◆ **SOURCE MATERIAL**:
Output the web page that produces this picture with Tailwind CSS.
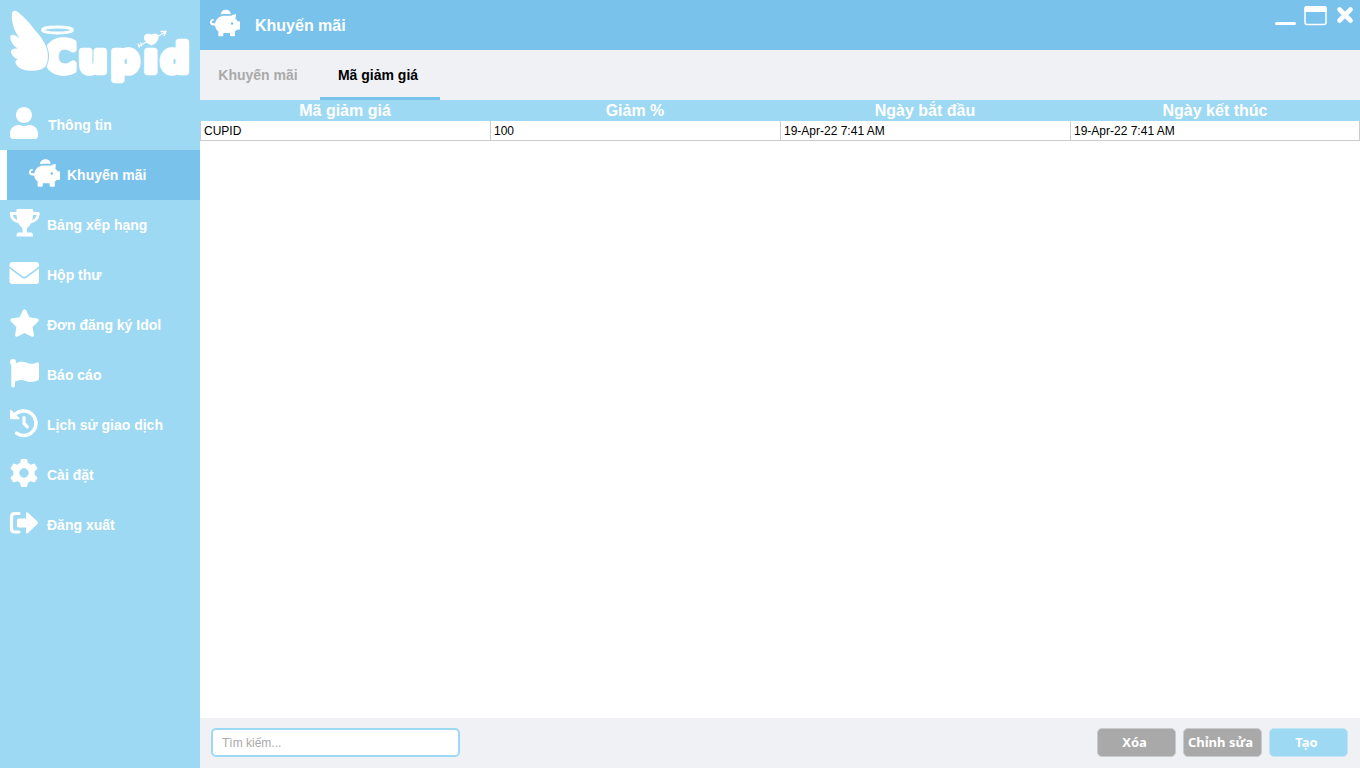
<!DOCTYPE html>
<html lang="vi">
<head>
<meta charset="utf-8">
<meta name="viewport" content="width=device-width, initial-scale=1">
<title>Cupid</title>
<script src="https://cdn.jsdelivr.net/npm/@tailwindcss/browser@4"></script>
</head>
<body class="flex min-h-screen bg-white font-['Liberation_Sans',Arial,sans-serif]">

<svg class="hidden" aria-hidden="true">
  <symbol id="piggy" viewBox="0 0 576 512"><path d="M400 88C370 80 270 80 205 92C205 40 248 0 304 0s96 38 96 88zm-16 28c3.500 0 7 .1 10.400 .3c4.200 .3 8.400 .7 12.600 1.300C424.600 104 450.800 92 500 90l-10 85c15.800 14.800 32 28.800 40.500 48.900l29.500 0c8.800 0 16 7.200 16 16l0 128c0 8.800-7.200 16-16 16l-48 0c-9.100 12.100-19.900 22.900-32 32l0 80c0 8.800-7.200 16-16 16l-64 0c-8.800 0-16-7.200-16-16l0-48-128 0 0 48c0 8.800-7.200 16-16 16l-64 0c-8.800 0-16-7.200-16-16l0-80c-34.900-26.200-58.700-66.300-63.200-112L60 304c-37.600 0-60-30.400-60-62c0-34 26-62 60-62c9 0 16 6 16 14s-6 16-14 16c-18 0-28 14-28 28c0 13 9 22 22 22l41.200 0c12.100-59.800 57.700-112 116.300-132c12.900-4 28.500-12 42.500-12l128 0zm64 148a24 24 0 1 0 -48 0 24 24 0 1 0 48 0z"/></symbol>
</svg>

<aside class="flex w-[200px] shrink-0 flex-col bg-[#9ed9f3] text-white">
  <svg class="h-[100px] w-full" viewBox="0 0 200 100" role="img" aria-label="Cupid" fill="#fff">
    <text y="71.500" x="45 79 111 144 161" font-family="'DejaVu Sans', sans-serif" font-weight="700" font-size="39" stroke="#fff" stroke-width="6.500" stroke-linejoin="round"><tspan font-size="42">C</tspan>upıd</text>
    <path d="M12 14C12 10 16 10 19 13C25 18 30 23 34 29C42 38 48 46 48 56C48 60 47 64 45 67C40 71 34 71 28 70.500C21 70 16 66 15.500 62.500C15 60 17 59.500 19 59.500C15 59 11.500 55 11 52C11 49 14 48.500 18 48.500C13 46 9.500 40 10.500 36C12 33 16 36 19.500 38C14 31 11 21 12 14Z" stroke="#9ed9f3" stroke-width="2" paint-order="stroke"/>
    <ellipse cx="57.500" cy="30" rx="15" ry="3" fill="none" stroke="#fff" stroke-width="2.800"/>
    <path d="M151.500 45.500C146 43.500 142.500 38.500 144.500 35.500C146 33 149.500 33.500 151.500 34.500C153.500 33 157 33 158.500 36C159 40 156 44 151.500 45.500Z"/>
    <path d="M138 46.500L165 32.500M160.500 31.500L166 31.500L164 36M138 43.500L139.500 47.500M140.500 42.500L142 46.500" fill="none" stroke="#fff" stroke-width="1.300"/>
  </svg>
  <nav class="flex flex-col text-sm font-bold" aria-label="Menu">
    <a href="#" class="flex h-[50px] items-center gap-2.5 pl-2.5">
      <svg class="mb-1 h-8 w-7 shrink-0" viewBox="0 0 448 512" fill="currentColor" aria-hidden="true"><path d="M224 256c70.700 0 128-57.300 128-128S294.700 0 224 0 96 57.300 96 128s57.300 128 128 128zm89.600 32h-16.700c-22.200 10.200-46.900 16-72.900 16s-50.600-5.800-72.900-16h-16.700C60.200 288 0 348.200 0 422.400V464c0 26.500 21.500 48 48 48h352c26.500 0 48-21.500 48-48v-41.600c0-74.200-60.200-134.400-134.400-134.400z"/></svg>
      <span>Thông tin</span>
    </a>
    <a href="#" aria-current="page" class="flex h-[50px] items-center gap-[7px] border-l-[7px] border-white bg-[#79c2ec] pl-[22px]">
      <svg class="mb-1 h-7 w-[31px] shrink-0" fill="currentColor" aria-hidden="true"><use href="#piggy"/></svg>
      <span>Khuyến mãi</span>
    </a>
    <a href="#" class="flex h-[50px] items-center gap-[7px] pl-[9px]">
      <svg class="mb-1 h-7 w-[31px] shrink-0" viewBox="0 0 31 28" fill="currentColor" aria-hidden="true"><path d="M8.500 0H23Q24.300 0 24.300 2C24.300 11 22 16 18.500 18.500Q17.500 21 18 23.500H22Q24 23.500 24 27.500H7.500Q7.500 23.500 9.500 23.500H13.500Q14 21 13 18.500C9.500 16 7.300 11 7.300 2Q7.300 0 8.500 0Z"/><path d="M8 4.500H2.200C2.200 9 5 12 10.500 13.200M23.500 4.500H29.300C29.300 9 26.500 12 21 13.200" fill="none" stroke="currentColor" stroke-width="2.800" stroke-linejoin="round"/></svg>
      <span>Bảng xếp hạng</span>
    </a>
    <a href="#" class="flex h-[50px] items-center gap-[7px] pl-[9px]">
      <svg class="mb-1 h-[22px] w-[31px] shrink-0" viewBox="0 0 31 22" fill="currentColor" aria-hidden="true"><path d="M4 0H27Q30 0 30 3V4.500L17.500 13.800Q15.200 15.500 13 13.800L.5 4.500V3Q.5 0 4 0ZM.5 6.600L12.500 15.600Q15.200 17.800 18 15.600L30 6.600V19Q30 22 27 22H3.500Q.5 22 .5 19Z"/></svg>
      <span>Hộp thư</span>
    </a>
    <a href="#" class="flex h-[50px] items-center gap-[7px] pl-[9px]">
      <svg class="mb-1 h-7 w-[31px] shrink-0" viewBox="0 0 576 512" fill="currentColor" aria-hidden="true"><path d="M316.900 18C311.600 7 300.400 0 288.100 0s-23.400 7-28.800 18L195 150.300 51.400 171.500c-12 1.800-22 10.200-25.700 21.700s-.7 24.200 7.900 32.700L137.800 329 113.200 474.700c-2 12 3 24.200 12.900 31.300s23 8 33.800 2.300l128.300-68.500 128.300 68.500c10.800 5.700 23.900 4.900 33.800-2.300s14.900-19.300 12.900-31.300L438.500 329 542.700 225.900c8.600-8.500 11.700-21.200 7.900-32.700s-13.700-19.900-25.700-21.700L381.200 150.300 316.900 18z"/></svg>
      <span>Đơn đăng ký Idol</span>
    </a>
    <a href="#" class="flex h-[50px] items-center gap-[7px] pl-[9px]">
      <svg class="mb-1 h-[30px] w-[31px] shrink-0" viewBox="0 0 31 30" fill="currentColor" aria-hidden="true"><circle cx="4" cy="4" r="3"/><path d="M2.300 4H6V27.500Q6 29.500 4.200 29.500Q2.300 29.500 2.300 27.500Z"/><path d="M6 5.500C14 2 17 5 21 5.800C24 6 26 5 28 4.400Q30 4 30 6V20.500Q30 22 28.500 22.500C20 26 17 22 12 22Q9 22 6 23.500Z"/></svg>
      <span>Báo cáo</span>
    </a>
    <a href="#" class="flex h-[50px] items-center gap-[7px] pl-[9px]">
      <svg class="mb-1 h-[30px] w-[31px] shrink-0" viewBox="0 0 31 30" fill="none" stroke="currentColor" stroke-linecap="round" aria-hidden="true"><path d="M5.500 7A12.300 12.300 0 1 1 7.500 25.200" stroke-width="3.500"/><path d="M15 9.500V15.500L18.300 18.800" stroke-width="3.200" stroke-linejoin="round"/><path d="M1.800 2.500V10.500H9.800Z" fill="currentColor" stroke-width="1.500" stroke-linejoin="round"/></svg>
      <span>Lịch sử giao dịch</span>
    </a>
    <a href="#" class="flex h-[50px] items-center gap-[7px] pl-[9px]">
      <svg class="mb-1 h-[30px] w-[31px] shrink-0" viewBox="0 0 31 30" fill="none" stroke="currentColor" aria-hidden="true"><circle cx="15" cy="15" r="7.700" stroke-width="6"/><path id="tooth" d="M12.500 5L13 2.200H17L17.500 5Z" fill="currentColor" stroke-width="2.500" stroke-linejoin="round"/><use href="#tooth" transform="rotate(60 15 15)"/><use href="#tooth" transform="rotate(120 15 15)"/><use href="#tooth" transform="rotate(180 15 15)"/><use href="#tooth" transform="rotate(240 15 15)"/><use href="#tooth" transform="rotate(300 15 15)"/></svg>
      <span>Cài đặt</span>
    </a>
    <a href="#" class="flex h-[50px] items-center gap-[7px] pl-[9px]">
      <svg class="mb-1 h-6 w-[31px] shrink-0" viewBox="0 0 31 24" fill="currentColor" aria-hidden="true"><path d="M10 2.500H6Q2.500 2.500 2.500 6V17.500Q2.500 21 6 21H10" fill="none" stroke="currentColor" stroke-width="3.200" stroke-linecap="round"/><path d="M9.500 7.500H17V2.500Q17 .5 19 1.800L28.500 10.500Q29.500 11.700 28.500 13L19 22Q17 23.500 17 21V16.500H9.500Q8 16.500 8 15V9Q8 7.500 9.500 7.500Z"/></svg>
      <span>Đăng xuất</span>
    </a>
  </nav>
</aside>

<main class="flex min-w-0 flex-1 flex-col">
  <header class="flex h-[50px] items-center bg-[#79c2ec] pl-2.5 text-white">
    <svg class="mb-1 h-7 w-[30px]" fill="currentColor" aria-hidden="true"><use href="#piggy"/></svg>
    <h1 class="ml-[15px] flex-1 pt-0.5 text-base font-bold">Khuyến mãi</h1>
    <div class="mr-1 flex h-full items-start gap-1 pt-1">
      <button type="button" aria-label="Thu nhỏ" class="p-0.5"><svg class="h-5 w-[22px]" viewBox="0 0 22 20" aria-hidden="true"><rect x="1" y="16" width="21" height="3" rx="1.500" fill="#fff"/></svg></button>
      <button type="button" aria-label="Phóng to" class="p-0.5"><svg class="h-5 w-6" viewBox="0 0 24 20" aria-hidden="true"><rect x="1" y="0.500" width="21" height="18" rx="2" fill="none" stroke="#fff" stroke-width="1.500"/><path d="M.5 2Q.5 0 2.500 0H20.500Q22.500 0 22.500 2V6H.5Z" fill="#fff"/></svg></button>
      <button type="button" aria-label="Đóng" class="p-0.5"><svg class="h-5 w-[18px]" viewBox="0 0 18 20" aria-hidden="true"><path d="M3.500 3.500L14.500 14.500M14.500 3.500L3.500 14.500" stroke="#fff" stroke-width="4.600" stroke-linecap="round"/></svg></button>
    </div>
  </header>

  <div class="flex h-[50px] bg-[#f0f1f5] text-sm font-bold" role="tablist">
    <button type="button" role="tab" aria-selected="false" class="w-[120px] border-b-3 border-transparent pr-1 pt-[3px] text-[#a9a9a9]">Khuyến mãi</button>
    <button type="button" role="tab" aria-selected="true" class="w-[120px] border-b-3 border-[#79c2ec] pr-1 pt-[3px] text-black">Mã giảm giá</button>
  </div>

  <div class="flex-1 bg-white">
    <table class="w-full table-fixed border-separate border-spacing-0">
      <thead class="bg-[#9ed9f3] text-base leading-[21px] text-white">
        <tr>
          <th scope="col" class="p-0">Mã giảm giá</th>
          <th scope="col" class="p-0">Giảm %</th>
          <th scope="col" class="p-0">Ngày bắt đầu</th>
          <th scope="col" class="p-0">Ngày kết thúc</th>
        </tr>
      </thead>
      <tbody class="text-xs leading-[18px] text-black">
        <tr>
          <td class="border-b border-l border-[#cbcbd0] px-[3px] pt-px pb-0">CUPID</td>
          <td class="border-b border-l border-[#cbcbd0] px-[3px] pt-px pb-0">100</td>
          <td class="border-b border-l border-[#cbcbd0] px-[3px] pt-px pb-0">19-Apr-22 7:41 AM</td>
          <td class="border-x border-b border-[#cbcbd0] px-[3px] pt-px pb-0">19-Apr-22 7:41 AM</td>
        </tr>
      </tbody>
    </table>
  </div>

  <footer class="flex h-[50px] items-start gap-[7px] bg-[#f0f1f5] pt-2.5 pr-3 pl-[11px]">
    <input type="search" aria-label="Tìm kiếm" placeholder="Tìm kiếm..." class="mr-auto h-[29px] w-[249px] rounded-[5px] border-2 border-[#9ed9f3] bg-white px-[9px] text-xs text-black outline-none placeholder:text-[#a9a9a9]">
    <button type="button" class="h-[29px] w-[79px] rounded-[5px] border border-[#c9cacd] bg-[#a9a9a9] pr-1 font-['Noto_Sans',sans-serif] text-[13px] font-bold text-white">Xóa</button>
    <button type="button" class="h-[29px] w-[79px] rounded-[5px] border border-[#c9cacd] bg-[#a9a9a9] pr-1 font-['Noto_Sans',sans-serif] text-[13px] font-bold whitespace-nowrap text-white">Chỉnh sửa</button>
    <button type="button" class="h-[29px] w-[79px] rounded-[5px] border border-[#c0e5f5] bg-[#9ed9f3] pr-1 font-['Noto_Sans',sans-serif] text-[13px] font-bold text-white">Tạo</button>
  </footer>
</main>
</body>
</html>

◆ **TASK PROMPT**: Provide only the count of lines in the material above that hold the word "page".

◆ **TASK RESULT**: 2